The Berenstains (the authors, not the bears) can take credit for the brave creative choice to depict a flawed and realistic family with real issues. There is no fairytale perfectionism or evil, just a regular family that sometimes gets on each other’s nerves but always makes up in the end. This writer, who grew up reading the stories, remembers a particular book where Mama Bear gets so fed up with her children’s messy rooms that she goes in with a garbage bin and starts throwing out everything she can get her hands on to her children’s loud protests and distress.
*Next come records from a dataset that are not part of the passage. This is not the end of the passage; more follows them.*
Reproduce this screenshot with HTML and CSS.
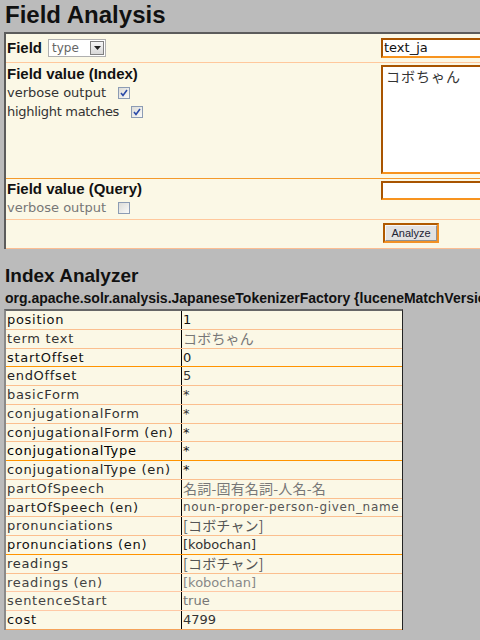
FILE: index.html
```html
<!DOCTYPE html>
<html>
<head>
<meta charset="utf-8">
<link rel="stylesheet" href="styles.css">
</head>
<body>
<h1 class="title">Field Analysis</h1>
<div class="panel">
  <div class="prow r1">
    <div class="lab">
      <span class="blab">Field</span>
      <span class="select"><span class="sel-text">type</span><span class="sel-btn"><svg width="7" height="4" viewBox="0 0 7 4"><path d="M0 0H7L3.5 4Z" fill="#222"/></svg></span></span>
    </div>
    <div class="ctl"><div class="tinput">text_ja</div></div>
  </div>
  <div class="prow r2">
    <div class="lab">
      <div class="blab">Field value (Index)</div>
      <div class="opt">verbose output <span class="cb"><svg width="10" height="10" viewBox="0 0 10 10"><path d="M2 5L4 7.5L8 2" fill="none" stroke="#2a4aa8" stroke-width="1.6"/></svg></span></div>
      <div class="opt hl">highlight matches <span class="cb"><svg width="10" height="10" viewBox="0 0 10 10"><path d="M2 5L4 7.5L8 2" fill="none" stroke="#2a4aa8" stroke-width="1.6"/></svg></span></div>
    </div>
    <div class="ctl"><div class="tarea">コボちゃん</div></div>
  </div>
  <div class="prow r3">
    <div class="lab">
      <div class="blab">Field value (Query)</div>
      <div class="opt dim">verbose output <span class="cb"></span></div>
    </div>
    <div class="ctl"><div class="tinput q"></div></div>
  </div>
  <div class="prow r4">
    <div class="lab"></div>
    <div class="ctl"><span class="btnwrap"><span class="btn">Analyze</span></span></div>
  </div>
</div>
<h2 class="sub">Index Analyzer</h2>
<h3 class="cls">org.apache.solr.analysis.JapaneseTokenizerFactory {luceneMatchVersion=LUCENE_40}</h3>
<div class="tbl">
  <div class="tr b1"><div class="k c1">position</div><div class="v c1">1</div></div>
  <div class="tr b1"><div class="k c3">term text</div><div class="v cj c7">コボちゃん</div></div>
  <div class="tr b2"><div class="k c1">startOffset</div><div class="v c2">0</div></div>
  <div class="tr b1"><div class="k c2">endOffset</div><div class="v c3">5</div></div>
  <div class="tr b1"><div class="k c3">basicForm</div><div class="v c3">*</div></div>
  <div class="tr b1"><div class="k c3">conjugationalForm</div><div class="v c3">*</div></div>
  <div class="tr b1"><div class="k c2">conjugationalForm (en)</div><div class="v c2">*</div></div>
  <div class="tr b2"><div class="k c0">conjugationalType</div><div class="v c1">*</div></div>
  <div class="tr b1"><div class="k c2">conjugationalType (en)</div><div class="v c1">*</div></div>
  <div class="tr b1"><div class="k c3">partOfSpeech</div><div class="v cj c7">名詞-固有名詞-人名-名</div></div>
  <div class="tr b1"><div class="k c2">partOfSpeech (en)</div><div class="v sm c5">noun-proper-person-given_name</div></div>
  <div class="tr b1"><div class="k c3">pronunciations</div><div class="v cj c5">[コボチャン]</div></div>
  <div class="tr b2"><div class="k c1">pronunciations (en)</div><div class="v c3">[kobochan]</div></div>
  <div class="tr b1"><div class="k c3">readings</div><div class="v cj c5">[コボチャン]</div></div>
  <div class="tr b3"><div class="k c4">readings (en)</div><div class="v c8">[kobochan]</div></div>
  <div class="tr b3"><div class="k c4">sentenceStart</div><div class="v c7">true</div></div>
  <div class="tr b4"><div class="k c1">cost</div><div class="v c3">4799</div></div>
</div>
</body>
</html>
```
FILE: styles.css
```css
html, body {
  margin: 0;
  padding: 0;
}
body {
  background: #bbbbbb;
  width: 480px;
  height: 640px;
  overflow: hidden;
  font-family: "DejaVu Sans", "Noto Sans CJK JP", sans-serif;
  color: #222;
}
.title {
  margin: 0;
  padding: 2px 0 0 5px;
  height: 28px;
  font: bold 24px/26px "Liberation Sans", Arial, sans-serif;
  color: #111;
}
.panel {
  margin: 2px 0 0 4px;
  width: 800px;
  border-top: 2px solid #5c5c5c;
  border-left: 2px solid #5c5c5c;
  background: #fbf8e6;
}
.prow {
  display: flex;
  border-bottom: 1px solid #ffc89c;
}
.r1 { height: 28px; }
.r2 { height: 115px; border-bottom-color: #f49a2c; }
.r3 { height: 40px; }
.r4 { height: 28px; border-bottom-color: #fbbd92; }
.lab {
  width: 374px;
  padding-left: 1px;
}
.ctl {
  flex: 1;
}
.blab {
  font: bold 15px/18px "Liberation Sans", Arial, sans-serif;
  color: #111;
}
.r1 .lab {
  display: flex;
  align-items: center;
  gap: 6px;
}
.r2 .blab { margin-top: 2px; }
.r3 .blab { margin-top: 1px; }
.select {
  display: inline-flex;
  align-items: center;
  height: 18px;
  width: 58px;
  box-sizing: border-box;
  background: #fff;
  border: 1px solid #b0b0b0;
  padding: 0 1px 0 3px;
}
.sel-text {
  flex: 1;
  font: 12px "DejaVu Sans", sans-serif;
  color: #666;
}
.sel-btn {
  width: 14px;
  height: 14px;
  box-sizing: border-box;
  border: 1px solid #808080;
  background: linear-gradient(#f6f6f6, #d8d8d8);
  display: flex;
  align-items: center;
  justify-content: center;
}
.tinput {
  margin-top: 4px;
  height: 20px;
  box-sizing: border-box;
  background: #fff;
  border: 2px solid #f7931e;
  border-top-color: #a85400;
  border-left-color: #a85400;
  font: 13px/16px "DejaVu Sans", sans-serif;
  color: #111;
  padding-left: 1px;
}
.tinput.q {
  margin-top: 2px;
  height: 19px;
}
.tarea {
  margin-top: 2px;
  height: 109px;
  box-sizing: border-box;
  background: #fff;
  border: 2px solid #f7931e;
  border-top-color: #a85400;
  border-left-color: #a85400;
  font: 14px/18px "Noto Sans CJK JP", sans-serif;
  color: #333;
  padding: 0 3px;
  letter-spacing: 1px;
}
.opt {
  display: flex;
  align-items: center;
  height: 19px;
  font-size: 13px;
  color: #333;
  white-space: pre;
}
.opt.hl { letter-spacing: -0.3px; }
.r2 .opt:first-of-type { margin-top: 2px; }
.opt.dim { color: #777; }
.cb {
  display: inline-flex;
  align-items: center;
  justify-content: center;
  width: 12px;
  height: 12px;
  box-sizing: border-box;
  margin-left: 8px;
  border: 1px solid #8c9cb4;
  background: linear-gradient(135deg, #dcdcd8, #fafaf8);
}
.btnwrap {
  display: inline-block;
  margin: 3px 0 0 2px;
  border: 2px solid #f29124;
  border-top-color: #b05a00;
  border-left-color: #b05a00;
}
.btn {
  display: block;
  width: 52px;
  height: 16px;
  box-sizing: border-box;
  background: #e2e2e2;
  border: 1px solid #f8f8f8;
  border-right-color: #909090;
  border-bottom-color: #909090;
  font: 11px/14px "Liberation Sans", Arial, sans-serif;
  text-align: center;
  color: #223;
}
.sub {
  margin: 16px 0 0 5px;
  font: bold 19px/22px "Liberation Sans", Arial, sans-serif;
  color: #111;
}
.cls {
  margin: 3px 0 0 5px;
  font: bold 14px/16px "Liberation Sans", Arial, sans-serif;
  color: #111;
  white-space: nowrap;
}
.tbl {
  margin: 3px 0 0 4px;
  width: 399px;
  box-sizing: border-box;
  border-top: 2px solid #666;
  border-left: 2px solid #8a8a8a;
  border-right: 1px solid #222;
  background: #fbf8e6;
}
.tr {
  display: flex;
  height: 18.76px;
  box-sizing: border-box;
  border-bottom: 1px solid #fbbf8f;
}
.tr.b2 { border-bottom-color: #ff9400; }
.tr.b3 { border-bottom-color: #ffc9a6; }
.tr.b4 { border-bottom-color: #f5a35a; }
.k {
  width: 176px;
  box-sizing: border-box;
  border-right: 1px solid #000;
  padding-left: 1px;
  font-size: 13px;
  line-height: 17px;
  letter-spacing: 0.7px;
  white-space: nowrap;
}
.v {
  flex: 1;
  padding-left: 1px;
  font-size: 13px;
  line-height: 17px;
  white-space: nowrap;
}
.v.cj {
  font-family: "Noto Sans CJK JP", sans-serif;
  font-size: 14px;
  line-height: 17px;
  letter-spacing: 0.2px;
}
.v.sm {
  font-size: 12px;
  letter-spacing: 0.7px;
}
.c0 { color: #000; }
.c1 { color: #111; }
.c2 { color: #222; }
.c3 { color: #333; }
.c4 { color: #444; }
.c5 { color: #555; }
.c7 { color: #777; }
.c8 { color: #888; }
```
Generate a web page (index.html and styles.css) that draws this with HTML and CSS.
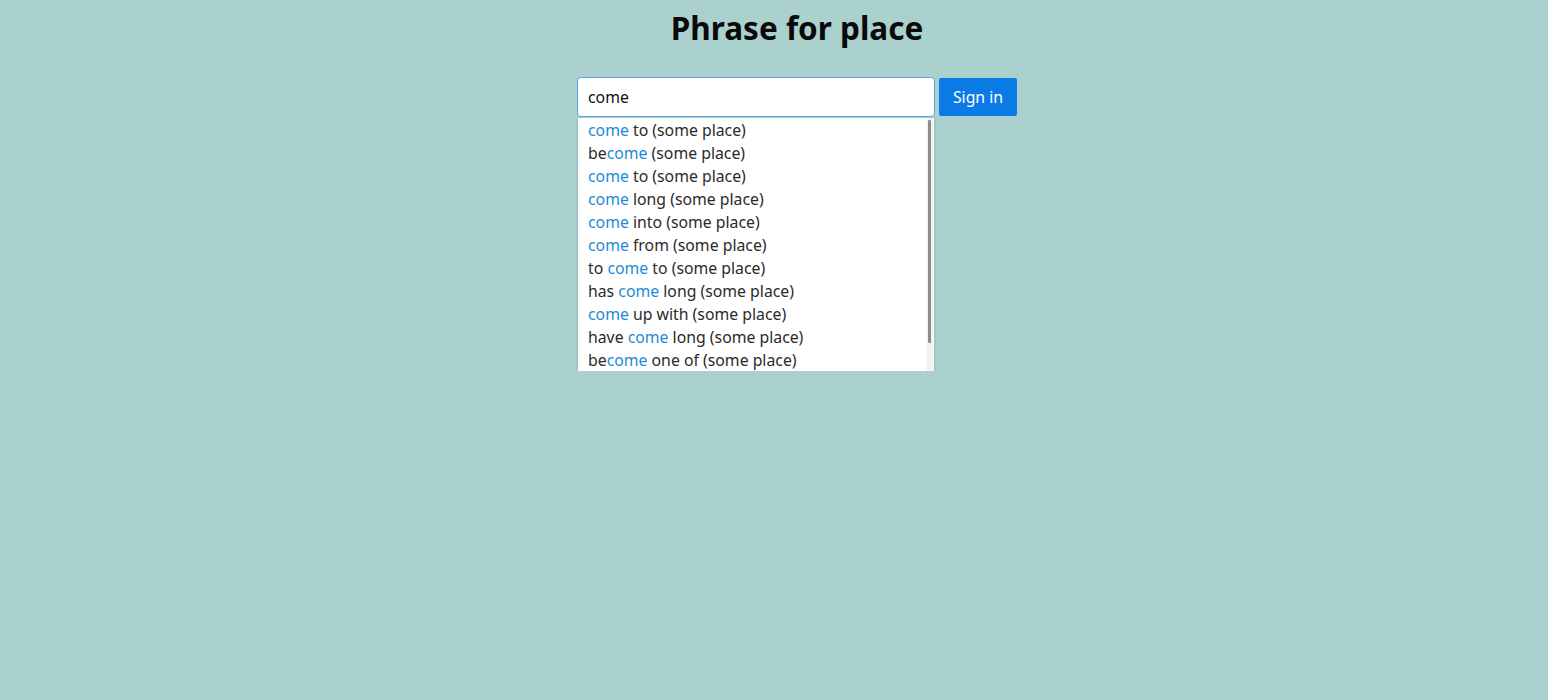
FILE: index.html
```html
<!DOCTYPE html>
<html>
<head>
<meta charset="utf-8">
<link rel="stylesheet" href="styles.css">
</head>
<body>
<h1 class="title">Phrase for place</h1>
<div class="search">
  <div class="field">
    <input class="input" type="text" value="come">
    <div class="suggest">
      <ul class="list">
        <li><span class="hl">come</span> to (some place)</li>
        <li>be<span class="hl">come</span> (some place)</li>
        <li><span class="hl">come</span> to (some place)</li>
        <li><span class="hl">come</span> long (some place)</li>
        <li><span class="hl">come</span> into (some place)</li>
        <li><span class="hl">come</span> from (some place)</li>
        <li>to <span class="hl">come</span> to (some place)</li>
        <li>has <span class="hl">come</span> long (some place)</li>
        <li><span class="hl">come</span> up with (some place)</li>
        <li>have <span class="hl">come</span> long (some place)</li>
        <li>be<span class="hl">come</span> one of (some place)</li>
      </ul>
      <div class="scrollbar"><div class="thumb"></div></div>
    </div>
  </div>
  <button class="btn">Sign in</button>
</div>
</body>
</html>
```

FILE: styles.css
```css
html, body {
  margin: 0;
  padding: 0;
  background: #abd1ce;
  font-family: "Noto Sans", "Open Sans", sans-serif;
}
.title {
  margin: 0;
  padding-top: 6px;
  padding-left: 46px;
  text-align: center;
  font-family: "Noto Sans", sans-serif;
  font-size: 31.5px;
  font-weight: 700;
  line-height: 44px;
  color: #0a0a0a;
}
.search {
  display: flex;
  justify-content: center;
  align-items: flex-start;
  gap: 4px;
  margin-top: 27px;
  padding-left: 46px;
}
.field {
  display: flex;
  flex-direction: column;
  width: 358px;
}
.input {
  display: block;
  box-sizing: border-box;
  width: 358px;
  height: 40px;
  margin: 0;
  padding: 0 10px;
  border: 1px solid #5aa9e6;
  border-radius: 4px;
  background: #fff;
  font-family: "Noto Sans", sans-serif;
  font-size: 15.8px;
  color: #111;
  outline: none;
}
.suggest {
  display: flex;
  width: 356px;
  height: 253px;
  margin: 1px 0 0 1px;
  background: #fff;
  overflow: hidden;
  box-shadow: 0 1px 3px rgba(0,0,0,0.22);
}
.list {
  flex: 1;
  margin: 0;
  padding: 1px 0 0 0;
  list-style: none;
}
.list li {
  height: 23px;
  line-height: 23px;
  padding-left: 10px;
  font-size: 15.8px;
  color: #2a2a2a;
  white-space: nowrap;
}
.hl {
  color: #1f8ad6;
}
.scrollbar {
  width: 6px;
  margin-right: 1px;
  background: #f1f1f1;
  padding: 2px 2px 0 1px;
  box-sizing: border-box;
}
.thumb {
  height: 223px;
  background: #8c8c8c;
  border-radius: 1px;
}
.btn {
  width: 78px;
  height: 38px;
  margin-top: 1px;
  padding: 0;
  border: none;
  border-radius: 2px;
  background: #0a7ae6;
  color: #fff;
  font-family: "Noto Sans", sans-serif;
  font-size: 15.8px;
}
```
There is also a book, which has stuck in this writer’s mind, about the dangers of a family overscheduling themselves and creating too much stress, which really speaks to the chronically busy family lives of today. The storylines are timeless and very relatable.
Both families endure
There are currently hundreds of tales for young readers to choose from, and they’re still going strong. Jan and Stan’s younger son, Mike Berenstain, inherited the family legacy in 2012 following Jan’s passing and honors it by continuing to write and publish his parents’ iconic picture books (though with some changes). He, like his mother and father, was also born in Philadelphia. He even studied at the Philadelphia College of Art (now the University of the Arts), an education that apparently served him well for the monumental task of continuing the Berenstain Bears saga.